Massachusetts has outlawed happy hours in bars, the practice of selling drinks at reduced prices. In New Jersey, party hosts can be held responsible for guests who drive drunk when they leave. But bans against drinking while driving, commonly known as open container laws because they outlaw such containers in vehicles, have so far escaped much public notice.

Group Seeks Laws

However, that may begin to change soon. Mothers Against Drunk Driving, now a major nationwide lobbying force, has made the passage of open container laws one of its primary goals. Despite that goal, MADD has no statistics comparing drunk driving deaths in states that have open container laws to those that do not. Neither does the National Safety Council.


Clay Hall, chief of program development for the office of alcohol countermeasures at the National Highway Traffic Safety Administration, said such a study is nearly impossible because of a number of variables--such as different laws, penalties and enforcement. However, he did say that an open container law “does increase awareness in the public’s mind and probably would give an officer probable cause if he saw someone swigging a can of beer” to pull the driver over.

Ann Seymour, the assistant to the president of MADD, was harsher in her description of drinking and driving.

“There’s nothing worse than driving down the road and seeing someone swigging a can of beer,” she said. “It’s like having a weapon behind the wheel. But it (an open container law) is one of the most difficult things to get passed because people see it as a right. It has become a way of life for them.”

Only two states, Iowa and South Carolina, have passed open container laws within the last year. MADD and the National Safety Council, which keeps track of drinking laws throughout the country, say that many states are like Texas, where there is an unwillingness to legislate against drinking and driving.

Several years ago, a South African journalist attended a press conference by Col. Jim Adams of the Texas Department of Public Safety. The recently arrived journalist, having noticed a number of persons drinking beer as they drove through the streets of Houston, asked Adams if there should not be a law against the practice.

Adams’ reply was that Texans did not like that kind of new law.

Joe Darnall, an official with the Texas Alcohol Beverage Control Board, put it another way: “Down in this part of the country, people don’t like too much regulation. It was the same way when I came to Texas 30 years ago. It’s been like that forever.

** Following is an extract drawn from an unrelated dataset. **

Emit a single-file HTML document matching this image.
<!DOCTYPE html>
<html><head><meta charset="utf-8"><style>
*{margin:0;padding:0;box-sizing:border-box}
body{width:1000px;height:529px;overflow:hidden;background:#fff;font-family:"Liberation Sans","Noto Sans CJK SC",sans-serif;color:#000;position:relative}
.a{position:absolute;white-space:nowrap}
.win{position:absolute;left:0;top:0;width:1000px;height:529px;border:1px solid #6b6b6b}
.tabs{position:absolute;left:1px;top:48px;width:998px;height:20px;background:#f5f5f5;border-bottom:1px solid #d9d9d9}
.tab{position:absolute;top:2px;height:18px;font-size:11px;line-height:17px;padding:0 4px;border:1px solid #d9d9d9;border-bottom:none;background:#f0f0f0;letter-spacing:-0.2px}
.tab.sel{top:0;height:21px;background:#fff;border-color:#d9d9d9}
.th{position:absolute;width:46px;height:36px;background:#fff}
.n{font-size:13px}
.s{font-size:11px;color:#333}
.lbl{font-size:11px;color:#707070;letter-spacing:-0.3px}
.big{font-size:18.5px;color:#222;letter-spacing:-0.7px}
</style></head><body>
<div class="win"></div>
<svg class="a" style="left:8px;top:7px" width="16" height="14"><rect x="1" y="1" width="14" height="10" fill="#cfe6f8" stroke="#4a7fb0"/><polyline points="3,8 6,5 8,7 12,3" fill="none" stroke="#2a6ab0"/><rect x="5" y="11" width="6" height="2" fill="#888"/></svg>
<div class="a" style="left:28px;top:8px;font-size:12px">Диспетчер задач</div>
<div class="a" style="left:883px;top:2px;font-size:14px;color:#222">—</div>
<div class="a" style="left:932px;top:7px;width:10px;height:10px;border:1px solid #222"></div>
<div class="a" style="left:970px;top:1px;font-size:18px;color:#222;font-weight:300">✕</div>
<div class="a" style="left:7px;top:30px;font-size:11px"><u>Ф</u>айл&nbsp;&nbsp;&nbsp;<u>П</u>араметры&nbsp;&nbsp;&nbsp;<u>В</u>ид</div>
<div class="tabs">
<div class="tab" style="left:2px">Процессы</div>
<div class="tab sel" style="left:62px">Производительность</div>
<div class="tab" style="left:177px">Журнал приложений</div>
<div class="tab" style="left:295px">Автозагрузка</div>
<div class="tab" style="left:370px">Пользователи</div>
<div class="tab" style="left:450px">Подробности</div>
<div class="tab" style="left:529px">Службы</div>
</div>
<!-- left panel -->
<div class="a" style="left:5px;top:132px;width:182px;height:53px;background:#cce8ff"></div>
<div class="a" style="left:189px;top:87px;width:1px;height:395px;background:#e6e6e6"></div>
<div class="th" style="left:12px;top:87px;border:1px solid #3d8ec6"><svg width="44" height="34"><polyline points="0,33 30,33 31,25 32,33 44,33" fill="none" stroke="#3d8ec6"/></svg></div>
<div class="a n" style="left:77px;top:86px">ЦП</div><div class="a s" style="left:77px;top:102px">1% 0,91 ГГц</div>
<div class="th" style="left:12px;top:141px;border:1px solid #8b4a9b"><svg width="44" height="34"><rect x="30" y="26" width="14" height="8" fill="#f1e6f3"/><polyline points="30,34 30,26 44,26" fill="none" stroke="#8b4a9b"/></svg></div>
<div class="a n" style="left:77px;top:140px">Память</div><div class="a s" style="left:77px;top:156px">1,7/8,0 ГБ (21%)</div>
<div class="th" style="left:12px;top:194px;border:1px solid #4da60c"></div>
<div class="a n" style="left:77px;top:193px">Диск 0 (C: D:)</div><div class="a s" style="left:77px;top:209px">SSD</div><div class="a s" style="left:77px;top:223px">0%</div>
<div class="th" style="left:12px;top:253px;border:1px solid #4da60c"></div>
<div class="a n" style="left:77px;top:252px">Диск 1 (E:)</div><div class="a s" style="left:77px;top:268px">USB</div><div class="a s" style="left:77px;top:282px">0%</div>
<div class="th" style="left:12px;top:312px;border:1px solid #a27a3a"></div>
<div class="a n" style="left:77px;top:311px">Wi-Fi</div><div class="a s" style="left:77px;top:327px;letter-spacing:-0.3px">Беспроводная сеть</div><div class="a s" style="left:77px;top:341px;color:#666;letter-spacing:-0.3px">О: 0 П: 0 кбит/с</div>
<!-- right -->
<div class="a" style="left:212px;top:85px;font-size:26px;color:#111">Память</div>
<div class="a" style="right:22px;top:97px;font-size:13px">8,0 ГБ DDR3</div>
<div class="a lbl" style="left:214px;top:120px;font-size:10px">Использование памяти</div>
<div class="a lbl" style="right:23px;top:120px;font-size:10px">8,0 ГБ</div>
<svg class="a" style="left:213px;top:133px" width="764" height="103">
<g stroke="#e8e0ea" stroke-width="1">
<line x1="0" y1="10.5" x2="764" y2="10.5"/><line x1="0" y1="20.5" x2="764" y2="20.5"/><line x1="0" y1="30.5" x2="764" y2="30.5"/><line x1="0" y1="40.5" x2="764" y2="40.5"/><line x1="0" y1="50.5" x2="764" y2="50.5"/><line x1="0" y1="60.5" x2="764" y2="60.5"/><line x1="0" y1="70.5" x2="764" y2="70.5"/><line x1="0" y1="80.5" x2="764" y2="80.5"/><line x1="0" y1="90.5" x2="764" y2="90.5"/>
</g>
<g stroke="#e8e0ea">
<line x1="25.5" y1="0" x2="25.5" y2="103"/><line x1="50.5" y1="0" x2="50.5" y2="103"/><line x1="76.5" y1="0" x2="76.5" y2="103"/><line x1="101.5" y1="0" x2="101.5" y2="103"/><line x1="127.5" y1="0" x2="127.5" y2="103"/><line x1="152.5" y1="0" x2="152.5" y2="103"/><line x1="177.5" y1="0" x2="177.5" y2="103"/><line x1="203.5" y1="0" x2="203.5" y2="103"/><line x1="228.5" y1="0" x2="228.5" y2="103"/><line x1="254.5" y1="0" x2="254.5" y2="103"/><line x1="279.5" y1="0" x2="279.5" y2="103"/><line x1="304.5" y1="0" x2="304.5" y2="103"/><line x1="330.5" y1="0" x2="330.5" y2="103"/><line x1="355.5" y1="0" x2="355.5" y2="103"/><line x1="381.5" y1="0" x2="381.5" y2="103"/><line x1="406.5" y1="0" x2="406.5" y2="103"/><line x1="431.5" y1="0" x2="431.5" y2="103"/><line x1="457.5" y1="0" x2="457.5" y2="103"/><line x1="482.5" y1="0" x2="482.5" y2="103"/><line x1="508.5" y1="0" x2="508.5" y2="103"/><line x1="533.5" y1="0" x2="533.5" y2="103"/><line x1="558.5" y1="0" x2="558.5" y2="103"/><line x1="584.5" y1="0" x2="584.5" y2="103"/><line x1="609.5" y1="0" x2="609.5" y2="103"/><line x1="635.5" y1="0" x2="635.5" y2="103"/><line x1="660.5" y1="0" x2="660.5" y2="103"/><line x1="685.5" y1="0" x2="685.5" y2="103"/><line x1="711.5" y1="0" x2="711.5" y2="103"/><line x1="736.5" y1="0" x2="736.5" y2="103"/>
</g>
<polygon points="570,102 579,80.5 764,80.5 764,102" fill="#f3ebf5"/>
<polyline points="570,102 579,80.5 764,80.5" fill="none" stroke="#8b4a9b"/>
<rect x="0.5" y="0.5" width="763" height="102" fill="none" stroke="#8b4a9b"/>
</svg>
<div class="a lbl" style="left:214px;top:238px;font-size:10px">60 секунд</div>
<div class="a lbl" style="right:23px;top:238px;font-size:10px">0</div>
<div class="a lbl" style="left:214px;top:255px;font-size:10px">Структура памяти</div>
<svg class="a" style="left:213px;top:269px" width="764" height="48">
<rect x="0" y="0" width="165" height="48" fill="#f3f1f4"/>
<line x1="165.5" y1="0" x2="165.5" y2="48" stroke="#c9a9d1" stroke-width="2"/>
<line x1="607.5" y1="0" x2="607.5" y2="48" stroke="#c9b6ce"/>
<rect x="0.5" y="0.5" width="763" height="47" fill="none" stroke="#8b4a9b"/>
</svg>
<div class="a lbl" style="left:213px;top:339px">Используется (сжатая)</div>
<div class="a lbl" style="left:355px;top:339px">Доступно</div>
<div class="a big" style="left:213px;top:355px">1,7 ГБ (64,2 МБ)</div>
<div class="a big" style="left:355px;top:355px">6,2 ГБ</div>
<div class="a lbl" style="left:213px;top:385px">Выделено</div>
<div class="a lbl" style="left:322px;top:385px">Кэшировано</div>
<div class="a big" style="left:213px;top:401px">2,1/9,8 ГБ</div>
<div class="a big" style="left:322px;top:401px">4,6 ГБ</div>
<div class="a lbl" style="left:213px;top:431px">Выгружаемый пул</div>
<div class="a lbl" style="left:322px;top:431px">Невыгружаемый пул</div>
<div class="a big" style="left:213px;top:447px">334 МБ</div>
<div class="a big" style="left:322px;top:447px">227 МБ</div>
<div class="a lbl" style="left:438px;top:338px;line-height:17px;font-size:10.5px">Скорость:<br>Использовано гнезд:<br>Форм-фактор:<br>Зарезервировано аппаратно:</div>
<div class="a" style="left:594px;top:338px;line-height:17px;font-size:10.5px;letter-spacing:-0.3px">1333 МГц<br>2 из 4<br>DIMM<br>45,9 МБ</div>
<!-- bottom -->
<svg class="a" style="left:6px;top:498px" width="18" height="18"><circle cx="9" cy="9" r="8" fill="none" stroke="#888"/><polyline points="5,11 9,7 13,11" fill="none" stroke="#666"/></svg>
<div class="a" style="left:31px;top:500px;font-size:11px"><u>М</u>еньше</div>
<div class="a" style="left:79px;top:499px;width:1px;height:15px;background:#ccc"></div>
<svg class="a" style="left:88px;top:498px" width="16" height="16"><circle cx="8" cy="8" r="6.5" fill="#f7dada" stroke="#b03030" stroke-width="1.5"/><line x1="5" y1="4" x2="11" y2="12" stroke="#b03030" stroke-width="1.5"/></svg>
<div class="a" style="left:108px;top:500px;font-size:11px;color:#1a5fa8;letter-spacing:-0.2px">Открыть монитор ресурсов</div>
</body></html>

“It’s kind of hard to pinpoint support for it (drinking and driving) on a regional basis,” he said. But areas of support “can be out in West Texas or in the Houston metroplex where people sometimes have an hour’s commute.”

Little Hope for Bills

A bill introduced in the last session of the Texas Legislature, calling for establishment of an open container law, died in committee. Similar bills have again been introduced in both the Texas House and Senate this year, but the sponsors have little hope that their measures will pass. They say Texas will probably raise the drinking age to 21, but only because, under new federal law, not doing so would threaten the flow of federal highway funds into state coffers.

State Rep. Gary Thompson, a Democrat from Abilene, is one of those who will push for legislation to make open containers in vehicles illegal during the legislative session, which began last week. He also has introduced a bill that would copy Massachusetts’ law outlawing happy hours. But he said Texans’ unwillingness to change their habits, along with liquor lobby pressure, will probably prevent passage.

“I’ve always thought it was ridiculous to allow people to drink and drive at the same time,” he said. Speaking about legislation to ban open containers in vehicles, he said: “Of all the liquor laws I can think of, this is the most easily defended.”

‘Frontier Mentality’

“But it is sacrosanct in Texas because of the frontier mentality that is so much a part of the state. I think it derives from sportsmen who like tooling around in their pickups, or Joe Six-Pack drinking a beer on the way home from work. Those who are against the law will just ask why you are punishing Joe Six-Pack when he’s not doing anybody any harm by having a beer on the way home.”

State Sen. Bill Sarpalius of Amarillo, who will sponsor the legislation in the upper house, said he finds it somewhat absurd that Texas--a state with tough laws against drunk driving--nevertheless allows persons to drink and drive.


“I just don’t believe an automobile is the place to be drinking,” he said. “At home, that’s fine. Texas has always been a state where it was more socially accepted to drink, anywhere you wanted to--in a car or walking down the street. It’s something that was always accepted in Texas, but the times have changed.”

Behind the Scenes

Thompson said he believes that the Texas liquor industry will probably take a mild stance publicly on the open container bill while working against it behind the scenes. Officials of both the Texas Licensed Beverage Distributors and the Texas Wholesale Beer Distributors declined to return repeated telephone calls regarding the legislation. Spokesmen for the nationwide Distilled Spirits Council and the U.S. Brewers Assn. said that neither group had an official policy regarding open container laws.

Rick Thornburg, vice president for government relations of the National Beer Wholesalers Assn., offered the only firm statement on policy. He said that if Congress tried to pass national legislation regarding open containers, or for that matter raising the legal drinking age, his group would oppose it on the basis that such laws are not the prerogative of the federal government.